Mais si la polygamie des Orientaux est aussi funeste à la famille que le divorce, le divorce est en général plus dangereux pour l'État. En effet, la polygamie laisse les enfants auprès de ceux qui leur ont donné le jour, le divorce les sépare forcément de l'un ou de l'autre. La polygamie, renfermée dans le secret de la famille, se pratique sans trouble et sans scandale ; le divorce fait retentir les tribunaux de ses plaintes, et amuse l'oisiveté des cercles de ses révélations indiscrètes. Les Turcs achètent la fille de leur voisin ; nous, avec le divorce, nous enlevons la femme de notre ami. En Orient les femmes sont réservées : «Rien n'égale, » dit Montesquieu, « la modestie des femmes turques et persanes. » Partout où la faculté du divorce permet à une femme de voir dans tout homme un mari possible, les femmes sont sans pudeur, ou du moins sans délicatesse, parce que la pluralité des hommes qui est la suite du divorce, est plus contraire à la nature et aux mœurs publiques, que la pluralité des femmes que permet aux hommes la polygamie d'Orient. « Si on laisse, » dit Mme Necker, « aux femmes mariées la liberté de faire un nouveau choix, bientôt leurs regards erreront sur tous les hommes, et bientôt le seul privilège du parjure les distinguera des actrices, qui ont le droit des préférences et le goût des changements. »

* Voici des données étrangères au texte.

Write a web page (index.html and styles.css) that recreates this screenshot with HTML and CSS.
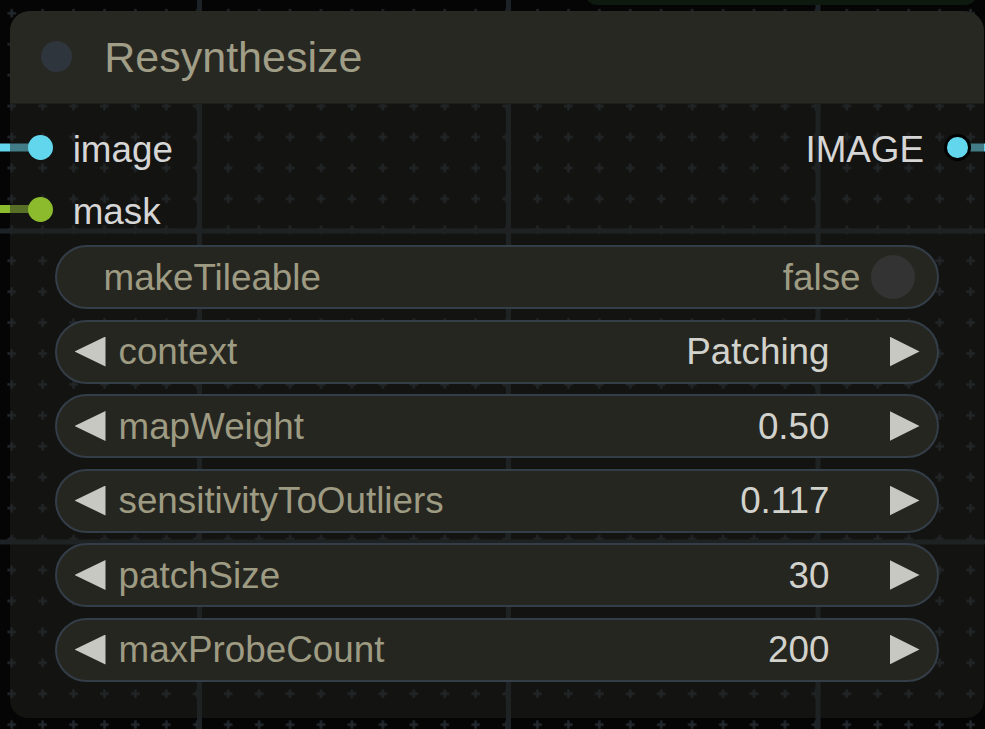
FILE: index.html
```html
<!DOCTYPE html>
<html lang="en">
<head>
  <meta charset="UTF-8" />
  <meta name="viewport" content="width=device-width, initial-scale=1.0"/>
  <title>Resynthesize node</title>
  <link rel="stylesheet" href="styles.css">
</head>
<body>

  <div class="canvas">
    <!-- canvas grid -->
    <svg class="grid" width="985" height="729" viewBox="0 0 985 729">
      <defs>
        <pattern id="plus" width="30.93" height="30.93" patternUnits="userSpaceOnUse" x="-3.76" y="-2.16">
          <rect x="11.21" y="14.21" width="8.5" height="2.5" fill="#22282d"/>
          <rect x="14.21" y="11.21" width="2.5" height="8.5" fill="#22282d"/>
        </pattern>
      </defs>
      <rect width="985" height="729" fill="url(#plus)"/>
      <rect x="197" y="0" width="5" height="729" fill="#1d2226"/>
      <rect x="506" y="0" width="5" height="729" fill="#1d2226"/>
      <rect x="815.5" y="0" width="5" height="729" fill="#1d2226"/>
      <rect x="0" y="228.5" width="985" height="5" fill="#1d2226"/>
      <rect x="0" y="539.5" width="985" height="5" fill="#1d2226"/>
    </svg>

    <div class="peer-node"></div>

    <!-- links run under the node body -->
    <svg class="links" width="985" height="729" viewBox="0 0 985 729">
      <line x1="-4" y1="147.5" x2="40" y2="147.5" stroke="#62d6ec" stroke-width="8"/>
      <line x1="-4" y1="209" x2="40" y2="209" stroke="#8cbc2e" stroke-width="8"/>
      <line x1="957" y1="147.5" x2="992" y2="147.5" stroke="#62d6ec" stroke-width="8"/>
    </svg>

    <div class="node">
      <div class="node-title">
        <span class="title-dot"></span>
        <span class="title-text">Resynthesize</span>
      </div>

      <div class="slots">
        <div class="slot-col">
          <div class="slot"><span class="slot-dot cyan"></span><span class="slot-name">image</span></div>
          <div class="slot"><span class="slot-dot green"></span><span class="slot-name">mask</span></div>
        </div>
        <div class="slot-col outputs">
          <div class="slot"><span class="slot-name">IMAGE</span><span class="slot-dot cyan ring"></span></div>
        </div>
      </div>

      <div class="widgets">
        <div class="widget toggle">
          <span class="w-label">makeTileable</span>
          <span class="w-value dim">false</span>
          <span class="knob"></span>
        </div>
        <div class="widget">
          <span class="arrow left"></span>
          <span class="w-label">context</span>
          <span class="w-value">Patching</span>
          <span class="arrow right"></span>
        </div>
        <div class="widget">
          <span class="arrow left"></span>
          <span class="w-label">mapWeight</span>
          <span class="w-value">0.50</span>
          <span class="arrow right"></span>
        </div>
        <div class="widget">
          <span class="arrow left"></span>
          <span class="w-label">sensitivityToOutliers</span>
          <span class="w-value">0.117</span>
          <span class="arrow right"></span>
        </div>
        <div class="widget">
          <span class="arrow left"></span>
          <span class="w-label">patchSize</span>
          <span class="w-value">30</span>
          <span class="arrow right"></span>
        </div>
        <div class="widget">
          <span class="arrow left"></span>
          <span class="w-label">maxProbeCount</span>
          <span class="w-value">200</span>
          <span class="arrow right"></span>
        </div>
      </div>
    </div>
  </div>

</body>
</html>
```

FILE: styles.css
```css
body {
  margin: 0;
  background: #050505;
  font-family: 'Liberation Sans', Arial, sans-serif;
  overflow: hidden;
}

.canvas {
  position: relative;
  width: 985px;
  height: 729px;
  overflow: hidden;
}

.grid,
.links {
  position: absolute;
  left: 0;
  top: 0;
}

.peer-node {
  position: absolute;
  left: 585px;
  top: -20px;
  width: 392px;
  height: 25px;
  background: #0e1a0f;
  border-radius: 0 0 12px 12px;
}

.node {
  position: absolute;
  left: 10px;
  top: 11px;
  width: 974px;
  height: 707px;
  background: rgba(34, 34, 32, 0.5);
  border-radius: 20px 20px 18px 18px;
  display: flex;
  flex-direction: column;
}

.node-title {
  height: 92.5px;
  background: #282823;
  border-radius: 20px 20px 0 0;
  border-bottom: 1px solid #1e1e1b;
  box-sizing: border-box;
  display: flex;
  align-items: center;
  padding-left: 30.7px;
}

.title-dot {
  width: 31px;
  height: 31px;
  border-radius: 50%;
  background: #2f353c;
}

.title-text {
  margin-left: 32.6px;
  padding-top: 2px;
  font-size: 43px;
  color: #a09e86;
}

.slots {
  display: flex;
  justify-content: space-between;
  padding-top: 13px;
}

.slot-col {
  display: flex;
  flex-direction: column;
}

.slot {
  height: 62px;
  display: flex;
  align-items: center;
  gap: 19.4px;
  font-size: 36.8px;
  color: #d6d6d6;
  padding-left: 18.3px;
}

.slot-name {
  padding-top: 4px;
}

.outputs .slot {
  padding-left: 0;
  padding-right: 13.4px;
  gap: 20px;
}

.slot-dot {
  width: 25px;
  height: 25px;
  border-radius: 50%;
  box-sizing: border-box;
}

.slot-dot.cyan {
  background: #62d6ec;
}

.slot-dot.green {
  background: #8cbc2e;
}

.slot-dot.ring {
  width: 26.6px;
  height: 26.6px;
  border: 3px solid #000;
}

.widgets {
  display: flex;
  flex-direction: column;
  gap: 10.5px;
  margin: 4.5px 45px 0;
}

.widget {
  height: 64px;
  box-sizing: border-box;
  border: 2.5px solid #343e48;
  border-radius: 32px;
  background: #262621;
  display: flex;
  align-items: center;
  font-size: 36.8px;
  padding: 0 17.5px;
}

.w-label {
  color: #9e9b83;
  margin-left: 13px;
  padding-top: 1px;
}

.w-value {
  margin-left: auto;
  margin-right: 60px;
  padding-top: 1px;
  color: #d2d2cd;
}

.w-value.dim {
  color: #9e9b83;
  margin-right: 10px;
}

.arrow {
  width: 31px;
  height: 30px;
  background: #c8c8c2;
}

.arrow.left {
  clip-path: polygon(0 50%, 100% 0, 100% 100%);
}

.arrow.right {
  width: 30px;
  clip-path: polygon(0 0, 100% 50%, 0 100%);
}

.toggle {
  padding: 0 22.5px 0 33.5px;
}

.knob {
  width: 44px;
  height: 44px;
  border-radius: 50%;
  background: #333333;
}
```
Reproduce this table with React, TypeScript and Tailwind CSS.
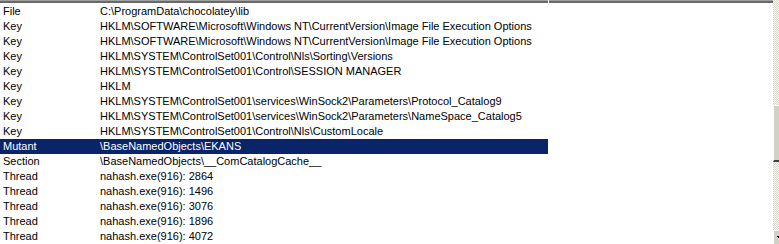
import React from 'react';

type Handle = { type: string; name: string };

const handles: Handle[] = [
    { type: 'File', name: 'C:\\ProgramData\\chocolatey\\lib' },
    { type: 'Key', name: 'HKLM\\SOFTWARE\\Microsoft\\Windows NT\\CurrentVersion\\Image File Execution Options' },
    { type: 'Key', name: 'HKLM\\SOFTWARE\\Microsoft\\Windows NT\\CurrentVersion\\Image File Execution Options' },
    { type: 'Key', name: 'HKLM\\SYSTEM\\ControlSet001\\Control\\Nls\\Sorting\\Versions' },
    { type: 'Key', name: 'HKLM\\SYSTEM\\ControlSet001\\Control\\SESSION MANAGER' },
    { type: 'Key', name: 'HKLM' },
    { type: 'Key', name: 'HKLM\\SYSTEM\\ControlSet001\\services\\WinSock2\\Parameters\\Protocol_Catalog9' },
    { type: 'Key', name: 'HKLM\\SYSTEM\\ControlSet001\\services\\WinSock2\\Parameters\\NameSpace_Catalog5' },
    { type: 'Key', name: 'HKLM\\SYSTEM\\ControlSet001\\Control\\Nls\\CustomLocale' },
    { type: 'Mutant', name: '\\BaseNamedObjects\\EKANS' },
    { type: 'Section', name: '\\BaseNamedObjects\\__ComCatalogCache__' },
    { type: 'Thread', name: 'nahash.exe(916): 2864' },
    { type: 'Thread', name: 'nahash.exe(916): 1496' },
    { type: 'Thread', name: 'nahash.exe(916): 3076' },
    { type: 'Thread', name: 'nahash.exe(916): 1896' },
    { type: 'Thread', name: 'nahash.exe(916): 4072' },
];

const SELECTED = 9;

const checker =
    'bg-[repeating-conic-gradient(#d4d0c8_0_25%,#ffffff_0_50%)] bg-[length:2px_2px]';

const App = () => {
    return (
        <div className="w-[779px] h-[244px] overflow-hidden bg-white flex font-['Liberation_Sans',Arial,sans-serif] text-[11px] text-black">
            <div className="w-[773px] flex flex-col">
                {/* column header bottom edge */}
                <div className="flex h-[3px] shrink-0">
                    <div className="w-[548px] border-t border-[#a0a0a0] border-b-2 border-b-[#696969] h-[3px]" />
                    <div className="w-[1px] bg-white" />
                    <div className="flex-1 border-t border-[#a0a0a0] border-b-2 border-b-[#696969] h-[3px]" />
                </div>
                <div className="h-[1px] shrink-0" />
                {handles.map((h, i) => (
                    <div
                        key={i}
                        className={`flex h-[15px] shrink-0 items-center w-[548px] leading-[15px] whitespace-nowrap ${
                            i === SELECTED ? 'bg-[#0a246a] text-white' : ''
                        }`}
                    >
                        <span className="w-[100px] pl-[3px] shrink-0">{h.type}</span>
                        <span>{h.name}</span>
                    </div>
                ))}
            </div>
            {/* vertical scrollbar, clipped at the window edge */}
            <div className="w-[6px] flex flex-col">
                <div className={`h-[105px] ${checker}`} />
                <div className="h-[57px] bg-[#d4d0c8] border-t border-l border-white border-b-2 border-b-[#404040]" />
                <div className={`flex-1 ${checker}`} />
                <div className="h-[14px] bg-[#d4d0c8] border-t border-l border-white relative">
                    <div className="absolute left-[3px] top-[5px] w-[3px] h-[1px] bg-black" />
                    <div className="absolute left-[4px] top-[6px] w-[2px] h-[1px] bg-black" />
                </div>
            </div>
        </div>
    );
};

export default App;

Que sont auprès de ces raisons naturelles en faveur de l'indissolubilité du lien conjugal, tous les motifs humains qu'on peut alléguer pour justifier la faculté de le dissoudre ? Qu'importe, après tout, que quelques individus souffrent dans le cours de cette vie passagère, pourvu que la raison, la nature, la société, ne soient pas en souffrance ? Et si l'homme porte quelquefois avec regret une chaîne qu'il ne peut rompre, ne souffre-t-il pas à tous les moments de sa vie, de ses passions qu'il ne peut dompter, de son inconstance qu'il ne peut fixer, et la vie entière de l'homme de bien est-elle autre chose qu'un combat continuel contre ses penchants ? C'est à l'homme à assortir dans le mariage les humeurs et les caractères, et à prévenir les désordres dans la famille, par l'égalité de son humeur et la sagesse de sa conduite. Mais, lorsqu'il s'est décidé dans un choix contre toutes les lois de la raison, et uniquement par des motifs de caprice ou d'intérêt, lorsqu'il a fondé le bonheur de sa vie sur ce qui ne fait que le plaisir de quelques instants, lorsqu'il a empoisonné lui-même les douceurs d'une union raisonnable, par une conduite faible ou injuste ; malheureux par sa faute, a-t-il le droit de demander à la société compte de ses erreurs ou de ses torts ? Faut-il dissoudre la famille, pour ménager de nouveaux plaisirs à ses passions, ou de nouvelles chances à son inconstance, et corrompre tout un peuple, parce que quelques-uns sont corrompus ?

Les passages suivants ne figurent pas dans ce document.